I'm so frustrated with all the hype around Sarah Palin! Or rather the lack of focus on her and the excessive focus on her pregnant 17 yo daughter. Just a reminder - we have public schools handing out birth-control pills to our girls and condoms to our guys. Bristol is 17 - she is making her own choices and living with those consequences. Every last one of us is living with the consequences of our 17 yo choices. Think about it... As a senior in high school - we're all trying our wings, learning to be our own person. So, she made a stupid choice and got "caught."

Let's talk about all the teen-agers making the choice to have pre-marital sex! According to The Guttmacher Institute, 75% of people in the US have sex before they turn 20 yo. While just under 33% of teen girls become pregnant. We all know that statistics can be twisted and say whatever you want! So, as a youth leader... as a pastor's wife... as someone that went through high school in the late 90's... as someone that interacts regularly with todays teens... THEY ARE HAVING SEX!

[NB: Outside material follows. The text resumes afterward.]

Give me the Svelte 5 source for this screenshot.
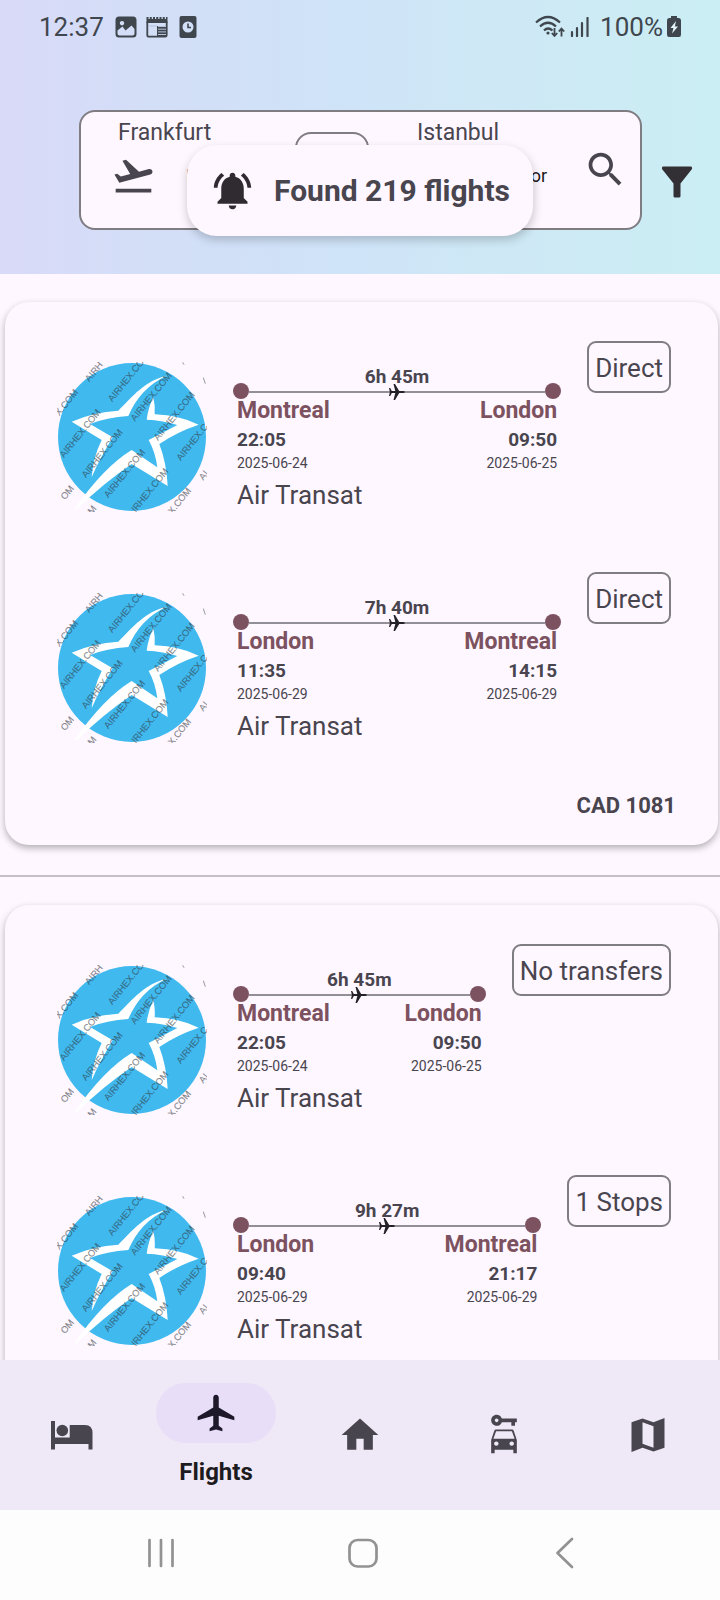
<script>
  const results = [
    {
      price: 'CAD 1081',
      legs: [
        { from: 'Montreal', to: 'London', dep: '22:05', arr: '09:50', depDate: '2025-06-24', arrDate: '2025-06-25', time: '6h 45m', stops: 'Direct' },
        { from: 'London', to: 'Montreal', dep: '11:35', arr: '14:15', depDate: '2025-06-29', arrDate: '2025-06-29', time: '7h 40m', stops: 'Direct' }
      ]
    },
    {
      price: '',
      legs: [
        { from: 'Montreal', to: 'London', dep: '22:05', arr: '09:50', depDate: '2025-06-24', arrDate: '2025-06-25', time: '6h 45m', stops: 'No transfers' },
        { from: 'London', to: 'Montreal', dep: '09:40', arr: '21:17', depDate: '2025-06-29', arrDate: '2025-06-29', time: '9h 27m', stops: '1 Stops' }
      ]
    }
  ];

  // Baseline start points of the repeated watermark on the airline logo
  const marks = [
    [148, 127, 'AIRH'], [217, 187, 'AIRHEX.CO'], [285, 245, 'AIRHEX.COM'],
    [354, 303, 'AIRHEX.COM'], [422, 364, 'AIRHEX.C'], [490, 422, 'AI'],
    [58, 229, 'X.COM'], [72, 355, 'AIRHEX.COM'], [138, 415, 'AIRHEX.COM'],
    [205, 475, 'AIRHEX.COM'], [287, 518, 'IRHEX.COM'], [397, 524, 'X.COM'],
    [75, 481, 'OM'], [156, 524, 'M']
  ];
</script>

<div class="screen">
  <header>
    <div class="status">
      <span>12:37</span>
      <svg width="22" height="22" viewBox="0 0 22 22"><path fill-rule="evenodd" d="M4 0.500H18Q21.500 0.500 21.500 4V18Q21.500 21.500 18 21.500H4Q0.500 21.500 0.500 18V4Q0.500 .5 4 .5ZM2.500 14.500L7.500 10.500 10.500 14.500 16.500 9.500 19.500 13V17.500Q19.500 19.500 17.500 19.500H4.500Q2.500 19.500 2.500 17.500ZM7 5A2.200 2.200 0 1 0 7.010 5Z" fill="currentColor" /></svg>
      <svg class="news" width="22" height="22" viewBox="0 0 22 22"><path d="M.5 2H21.500" stroke="currentColor" stroke-width="2" stroke-dasharray="2 1.250" /><path d="M.5 3H21.500V7H.5Z" fill="currentColor" /><rect x="1.300" y="5" width="19.400" height="15.700" rx="1.500" fill="none" stroke="currentColor" stroke-width="1.800" /><path d="M11 10H20V20H11Z" fill="currentColor" /><path d="M2 10H11M12 10.500H20M12 13.200H20M12 15.900H20M12 18.500H20" stroke="#b4c2dc" stroke-width="1" /></svg>
      <svg class="clock" width="18" height="22" viewBox="0 0 18 22"><rect x=".5" width="17" height="22" rx="2" fill="currentColor" /><circle cx="9" cy="11" r="5.500" fill="#d1e0f8" /><path d="M9 7.500V11.500H12" fill="none" stroke="currentColor" stroke-width="1.600" /></svg>
      <i class="fill"></i>
      <svg class="wifi" width="30" height="24" viewBox="0 0 30 24"><g fill="none" stroke="currentColor" stroke-width="2.200"><path d="M1 7.500Q13 -3.500 25 7.500M5 11.500Q13 4 21 11.500M9 15.500Q13 11.500 17.500 15.500" /><path d="M19.500 13V20.500M16.800 18L19.500 21 22.200 18M26.500 21.500V14M23.800 16.500L26.500 13.500 29.200 16.500" stroke-width="1.800" /></g><circle cx="13" cy="18" r="1.600" fill="currentColor" /></svg>
      <svg class="signal" width="20" height="20" viewBox="0 0 20 20"><path d="M2 15V19M7 11V19M12 6V19M17.500 1V19" stroke="currentColor" stroke-width="2.200" stroke-linecap="round" /></svg>
      <span>100%</span>
      <svg class="battery" width="14" height="22" viewBox="0 0 14 22"><path d="M4 0H10V2H12Q14 2 14 4.500V18.500Q14 21 12 21H2Q0 21 0 18.500V4.500Q0 2 2 2H4Z" fill="currentColor" /><path d="M9 5L3.500 12H6.500L5 17.500 11 10.500H7.800Z" fill="#e4f6fa" /></svg>
    </div>

    <div class="searchrow">
      <div class="search">
        <div class="place">
          <span class="name">Frankfurt</span>
          <div class="field">
            <svg width="45" height="45" viewBox="0 0 24 24" fill="currentColor"><path d="M2.500 19h19v2h-19zM22.070 9.640c-.21-.8-1.040-1.280-1.840-1.060L14.920 10l-6.900-6.430-1.930.51 4.140 7.170-4.970 1.330-1.970-1.540-1.450.39 2.590 4.490L21 11.490c.81-.23 1.280-1.050 1.070-1.850z" /></svg>
            <span>From</span>
          </div>
        </div>
        <div class="swap"></div>
        <div class="place end">
          <span class="name">Istanbul</span>
          <div class="field"><span>or</span></div>
        </div>
        <button class="find" aria-label="Search">
          <svg width="45" height="45" viewBox="0 0 24 24" fill="currentColor"><path d="M15.500 14h-.79l-.28-.27C15.410 12.590 16 11.110 16 9.500 16 5.910 13.090 3 9.500 3S3 5.910 3 9.500 5.910 16 9.500 16c1.610 0 3.090-.59 4.230-1.570l.27.28v.79l5 4.990L20.490 19l-4.990-5zm-6 0C7.010 14 5 11.990 5 9.500S7.010 5 9.500 5 14 7.010 14 9.500 11.990 14 9.500 14z" /></svg>
        </button>
      </div>
      <button class="filter" aria-label="Filter">
        <svg width="30" height="32" viewBox="0 0 30 32"><path d="M1.200 0.500H28.800Q30 .5 30 1.800V3L18.500 17.500V30Q18.500 31.500 17 31.500H13Q11.500 31.500 11.500 30V17.500L0 3V1.800Q0 .5 1.200 .5Z" fill="#333035" /></svg>
      </button>
    </div>

    <div class="toast" role="status">
      <svg width="45" height="45" viewBox="0 0 24 24" fill="#2f2b30"><path d="M7.580 4.080L6.150 2.650C3.750 4.480 2.170 7.300 2.030 10.500h2c.15-2.650 1.510-4.970 3.550-6.420zm12.390 6.420h2c-.15-3.200-1.730-6.020-4.120-7.850l-1.420 1.430c2.020 1.450 3.390 3.770 3.540 6.420zM18 11c0-3.070-1.640-5.640-4.500-6.320V4c0-.83-.67-1.500-1.500-1.500s-1.500.67-1.500 1.500v.68C7.630 5.360 6 7.920 6 11v5l-2 2v1h16v-1l-2-2v-5zm-6 11c.14 0 .27-.01.4-.04.65-.14 1.180-.58 1.440-1.180.1-.24.15-.5.15-.78h-4c.01 1.100.9 2 2.010 2z" /></svg>
      <span>Found 219 flights</span>
    </div>
  </header>

  <main>
    {#each results as result}
      <article>
        {#each result.legs as leg}
          <section class="leg">
            <svg class="logo" width="150" height="150" viewBox="51 66 450 450">
              <circle cx="276" cy="291" r="222" fill="#40b9ef" />
              <g fill="#fff">
                <path d="M380 107C318 120 276 170 235 212Q160 216 95 245L185 300Q160 350 155 412Q176 362 218 292L150 252Q200 232 265 228Q300 144 380 107Z" />
                <path d="M340 170Q346 198 344 223Q420 226 476 254Q410 276 358 312Q380 370 383 438L275 372Q190 430 110 508H103Q190 382 275 330L352 382Q346 336 326 300L412 255Q370 241 320 239Q324 205 340 170Z" />
              </g>
              <g font-family="'Liberation Sans', Arial, sans-serif" font-size="28" fill="#303840" fill-opacity=".55" stroke="#303840" stroke-opacity=".3" stroke-width="1">
                {#each marks as [x, y, word]}
                  <text transform="translate({x} {y}) rotate(-51)">{word}</text>
                {/each}
                <path d="M428 67l4 7M490 113l6 18" stroke-opacity=".5" stroke-width="3" />
              </g>
            </svg>
            <div class="route">
              <span class="duration">{leg.time}</span>
              <div class="track">
                <i class="dot"></i>
                <i class="line"></i>
                <svg width="16" height="16" viewBox="0 0 16 16"><path d="M0 4H1.200L2.800 6.900H6.300L4.500 0H6L10.200 6.900H14.500Q16 7.300 16 8Q16 8.700 14.500 9.100H10.200L6 16H4.500L6.300 9.100H2.800L1.200 12H0L.9 8Z" fill="#242126" /></svg>
                <i class="line"></i>
                <i class="dot"></i>
              </div>
              <div class="ends">
                <div>
                  <strong class="city">{leg.from}</strong>
                  <span class="time">{leg.dep}</span>
                  <span class="date">{leg.depDate}</span>
                </div>
                <div class="arrive">
                  <strong class="city">{leg.to}</strong>
                  <span class="time">{leg.arr}</span>
                  <span class="date">{leg.arrDate}</span>
                </div>
              </div>
              <span class="airline">Air Transat</span>
            </div>
            <span class="badge">{leg.stops}</span>
          </section>
        {/each}
        <p class="price">{result.price}</p>
      </article>
      <hr />
    {/each}
  </main>

  <nav class="tabs">
    <a href="#hotels" aria-label="Hotels">
      <svg width="42" height="44" viewBox="0 0 42 44" fill="currentColor"><path d="M0 8H4V24.500H18.700V12H34Q41.500 12 41.500 20V36.500H37.500V31H4V36.500H0Z" /><circle cx="11.300" cy="17.500" r="5.800" /></svg>
    </a>
    <a href="#flights" class="active" aria-current="page">
      <span class="pill">
        <svg width="44" height="44" viewBox="0 0 24 24" fill="currentColor"><path d="M22 16v-2l-8.500-5V3.500c0-.83-.67-1.500-1.500-1.500s-1.500.67-1.500 1.500V9L2 14v2l8.500-2.500V19L8.500 20.500V22l3.500-1 3.500 1v-1.500L13.500 19v-5.500L22 16z" /></svg>
      </span>
      <span class="label">Flights</span>
    </a>
    <a href="#home" aria-label="Home">
      <svg width="44" height="44" viewBox="0 0 24 24" fill="currentColor"><path d="M10 20v-6h4v6h5v-8h3L12 3 2 12h3v8z" /></svg>
    </a>
    <a href="#cars" aria-label="Car rental">
      <svg width="44" height="44" viewBox="0 0 24 24" fill="currentColor"><path d="M10.830 3C10.410 1.830 9.300 1 8 1 6.340 1 5 2.340 5 4s1.340 3 3 3c1.300 0 2.410-.84 2.830-2H16v2h2V5h1V3zM8 5c-.55 0-1-.45-1-1s.45-1 1-1 1 .45 1 1-.45 1-1 1z" /><path fill-rule="evenodd" d="M7.600 9H16.400Q17.100 9 17.300 9.700L19 14.700V22H17.100V20H6.900V22H5V14.700L6.700 9.700Q6.900 9 7.600 9ZM7.700 9.900L6.200 14H17.800L16.300 9.900ZM7.800 15.500A1.200 1.200 0 1 0 7.810 15.500ZM16.200 15.500A1.200 1.200 0 1 0 16.210 15.500Z" /></svg>
    </a>
    <a href="#map" aria-label="Map">
      <svg width="44" height="44" viewBox="0 0 24 24" fill="currentColor"><path d="M15 5.100L9 3 3 5.020v16.200l6-2.330 6 2.100 6-2.020V2.770L15 5.100zm0 13.790l-6-2.110V5.110l6 2.110v11.670z" /></svg>
    </a>
  </nav>

  <div class="system">
    <button aria-label="Recent apps"><svg width="30" height="32" viewBox="0 0 30 32"><path d="M3.500 3V29M15 3V29M26.500 3V29" /></svg></button>
    <button aria-label="Home screen"><svg width="30" height="32" viewBox="0 0 30 32"><rect x="1.500" y="3" width="27" height="26.500" rx="8" /></svg></button>
    <button aria-label="Back"><svg width="30" height="32" viewBox="0 0 30 32"><path d="M22 2L7.500 16 22 30" /></svg></button>
  </div>
</div>

<style>
  :global(body) {
    margin: 0;
    background: #fef7ff;
  }
  .screen {
    display: flex;
    flex-direction: column;
    height: 100vh;
    background: #fef7ff;
    color: #49454f;
    font-family: Roboto, sans-serif;
  }
  svg {
    display: block;
    flex: none;
  }
  button {
    padding: 0;
    border: 0;
    background: none;
    color: inherit;
  }
  header {
    position: relative;
    flex: none;
    padding-bottom: 44px;
    background: linear-gradient(90deg, #d9daf8 0%, #d3def7 20%, #cfe4f8 50%, #cee8f5 68%, #cbeef4 100%);
  }
  .status {
    display: flex;
    align-items: center;
    height: 54px;
    padding: 0 39px;
    color: #3f464e;
    font-size: 26px;
    line-height: 30px;
  }
  .status span + svg {
    margin-left: 11px;
  }
  .status .news {
    margin-left: 9px;
  }
  .status .clock {
    margin-left: 11px;
  }
  .fill {
    flex: 1;
  }
  .status .signal {
    margin: 0 10px 0 5px;
  }
  .status .battery {
    margin-left: 4px;
  }
  .searchrow {
    display: flex;
    align-items: center;
    gap: 20px;
    margin-top: 56px;
    padding: 0 28px 0 79px;
  }
  .search {
    display: flex;
    flex: 1;
    box-sizing: border-box;
    height: 120px;
    padding: 0 12px 0 30px;
    border: 2px solid #7f7c82;
    border-radius: 16px;
    background: #fef7ff;
  }
  .place {
    flex: 1;
    padding-top: 7px;
  }
  .name {
    display: block;
    padding-left: 7px;
    font-size: 23px;
    line-height: 28px;
  }
  .field {
    display: flex;
    align-items: center;
    gap: 30px;
    height: 45px;
    margin-top: 6px;
    font-size: 18px;
  }
  .field span {
    color: #1d1b20;
  }
  .end {
    margin-right: 30px;
  }
  .end .name {
    padding-left: 48px;
  }
  .end .field {
    justify-content: flex-end;
    padding-right: 6px;
  }
  .swap {
    box-sizing: border-box;
    width: 74px;
    height: 74px;
    margin-top: 20px;
    border: 2px solid #7f7c82;
    border-radius: 16px;
  }
  .find {
    align-self: flex-start;
    margin-top: 35px;
  }
  .filter {
    margin-top: 23px;
  }
  .toast {
    position: absolute;
    top: 145px;
    left: 50%;
    display: flex;
    align-items: center;
    gap: 19px;
    box-sizing: border-box;
    height: 91px;
    padding: 0 23px;
    border-radius: 30px;
    background: #fef7ff;
    box-shadow: 0 4px 10px rgba(0, 0, 0, 0.2);
    font-size: 30px;
    font-weight: 700;
    white-space: nowrap;
    transform: translateX(-50%);
  }
  main {
    flex: 1;
    min-height: 0;
    padding-top: 28px;
    overflow: hidden;
  }
  article {
    margin: 0 2px 0 5px;
    padding: 39px 42px 25px 52px;
    border-radius: 24px;
    background: #fef7ff;
    box-shadow: 0 3px 7px rgba(0, 0, 0, 0.3);
  }
  hr {
    height: 2px;
    margin: 30px 0 28px;
    border: 0;
    background: #c4bfc8;
  }
  .leg {
    display: flex;
    align-items: flex-start;
    gap: 26px;
    min-height: 171px;
    padding-right: 5px;
  }
  .leg + .leg {
    margin-top: 60px;
  }
  .logo {
    margin-top: 21px;
  }
  .route {
    flex: 1;
    padding-top: 24px;
  }
  .duration {
    display: block;
    margin-bottom: -6px;
    font-size: 19px;
    font-weight: 700;
    line-height: 24px;
    text-align: center;
  }
  .track {
    display: flex;
    align-items: center;
    height: 16px;
  }
  .dot {
    width: 16px;
    height: 16px;
    border-radius: 50%;
    background: #7d5260;
  }
  .line {
    flex: 1;
    height: 2px;
    margin: 2px -5px 0 0;
    background: #938f99;
  }
  .track svg {
    position: relative;
    margin-top: 2px;
  }
  svg + .line {
    margin: 2px 0 0 -5px;
  }
  .ends {
    display: flex;
    justify-content: space-between;
    padding: 0 4px;
  }
  .ends span,
  .ends strong {
    display: block;
  }
  .arrive {
    text-align: right;
  }
  .city {
    color: #7d5260;
    font-size: 23px;
    line-height: 24px;
  }
  .time {
    margin-top: 3px;
    font-size: 19px;
    font-weight: 700;
    line-height: 27px;
  }
  .date {
    font-size: 14px;
    line-height: 20px;
  }
  .airline {
    display: block;
    margin-top: 6px;
    padding-left: 4px;
    font-size: 26px;
    line-height: 32px;
  }
  .badge {
    box-sizing: border-box;
    height: 52px;
    padding: 0 6px;
    border: 2px solid #7f7c82;
    border-radius: 9px;
    font-size: 26px;
    line-height: 50px;
    white-space: nowrap;
  }
  .price {
    min-height: 28px;
    margin: 49px 0 0;
    font-size: 22px;
    font-weight: 700;
    line-height: 28px;
    text-align: right;
  }
  .tabs {
    display: grid;
    flex: none;
    grid-template-columns: repeat(5, 1fr);
    height: 150px;
    background: #efe8f6;
  }
  .tabs a {
    display: flex;
    flex-direction: column;
    align-items: center;
    justify-content: center;
    color: #49454f;
    text-decoration: none;
  }
  .tabs .active {
    justify-content: flex-start;
    padding-top: 23px;
    color: #1d192b;
  }
  .pill {
    display: flex;
    align-items: center;
    justify-content: center;
    width: 120px;
    height: 60px;
    border-radius: 30px;
    background: #e8def8;
  }
  .label {
    margin-top: 14px;
    color: #1d1b20;
    font-size: 24px;
    font-weight: 700;
    line-height: 30px;
  }
  .system {
    display: flex;
    flex: none;
    align-items: center;
    justify-content: space-between;
    box-sizing: border-box;
    height: 90px;
    padding: 0 140px 4px 146px;
    background: #fdfdfd;
  }
  .system svg {
    fill: none;
    stroke: #929292;
    stroke-width: 2.700;
    stroke-linecap: round;
    stroke-linejoin: round;
  }
</style>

Bristol's sex life has been opened wide to the world - because she became pregnant. So - for all those people out there freaking out about Sarah Palin's pregnant daughter - get off your high horse! If you didn't have premarital sex, your kids probably have! And if they didn't - your grandkids probably will!

Or maybe all this isn't about premarital sex... maybe its that Sarah didn't force her daughter to have an abortion in order to "hide their shame." Frankly, there are so many parents/children dealing with this issue right now - that if anyone could empathize - it is Sarah Palin.

I'm so fired up right now! Let me try to calm down a little and clarify a few things. I believe pre-marital sex is wrong. But, I also believe that WE ALL make sinful, stupid choices that land us in a heap of crappy consequences. I believe that Sarah Palin and her family have taken the high road, by supporting their daughter. I believe they have taken the high road by being tranparent and honest with the American people. And frankly - that is what I want in office! Someone who is transparent and honest!

Time will tell if this transparency-trend continues... I'm praying it does.